In Graham Greene’s retrospective Ways of Escape, he takes the time between stories of smoking opium in Vietnam and visiting brothels on Caribbean islands to talk about his friend Evelyn Waugh. In the wake of Greene’s novel A Burnt Out Case, everyone was worried about Greene’s loss of faith. Waugh wrote his friend a note inquiring what in the world was going on, and as an older man Greene looks back on the correspondence and muses on Waugh as a man and an author.
On Waugh’s inner conflict:
There was always in Evelyn a conflict between the satirist and the romantic. I suppose a satirist is always to some extent a romantic: but he doesn’t usually express his romanticism. Perhaps romanticism was a weak point in Evelyn’s life and work, and in the end it helped to kill him. He had too-great expectations; too-great expectations of his fellow creatures, and too-great expectations even of his Church. I think the old expression “a broken heart” comes near to the truth, when one thinks of his reaction to the changes in the liturgy of the Catholic Church.
On Waugh’s development as a writer:
In his early books he himself was thoroughly enjoying what he satirized. Decline and Fall, Evelyn’s first book, which I admire as much as any—must have read it half a dozen times at least—is, to me, pure fun. So is the less successful Vile Bodies. He made fun out of the “bright young things” of the twenties, but he was one of them himself. Perhaps with Black Mischief…the serious satire begins to be visible below the fun. In A Handful of Dust, his most painful book, there is no fun at all.
On Brideshead Revisited:
When [Evelyn] had written to me that the only excuse for [Brideshead] was Nissen huts and Spam and the blackout I had accepted that criticism—until the other day when I reread all his books, and to my astonishment joined the ranks of those who find Brideshead his best, even though it is his most romantic.
On The Ordeal of Gilbert Pinfold:
In Pinfold he draws a character study of himself. It reminds one a little of Freud bravely doing his own self-analysis…but in this strange book he has left out all his fine qualities: physical courage, private generosity, loyalty to friends. Pinfold, I think, shows him technically almost at his most perfect.

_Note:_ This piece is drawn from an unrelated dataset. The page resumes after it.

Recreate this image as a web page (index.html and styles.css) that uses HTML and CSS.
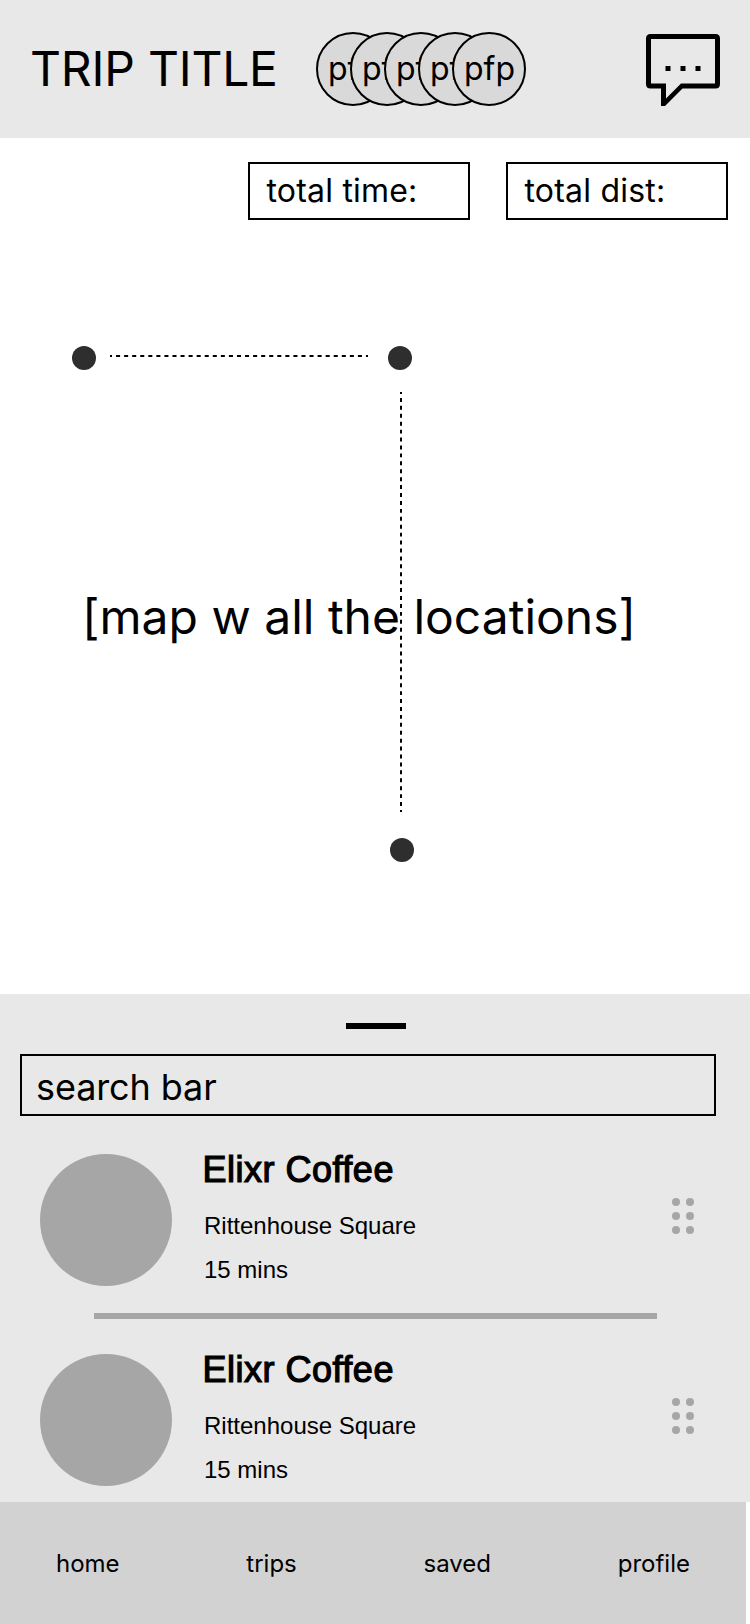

On Waugh’s legendary rudeness:
I was for many years puzzled by his reputation for rudeness and cruelty—I must have known him well for nearly a dozen years without seeing any example to justify it. I had even stayed with him several times in the country (a feat regarded as extraordinary by some of his friends) and had seen only an excellent and witty host, one who disguised his own inner torment in drollery rather than disturb his guest.
On Waugh’s generosity
Those who have built Evelyn up as a sort of sacred monster have left out the other side; they have ignored the man who gave up from work which was essential to him time to stay with the dying and no longer amusing Ronald Knox in the kind of hotel and the kind of resort he hated, who attended the deathbed of his friend Alfred Duggan and against all obstacles brought him the help he needed. When I come to die, I shall wish he were beside me, for he would give me no easy comfort.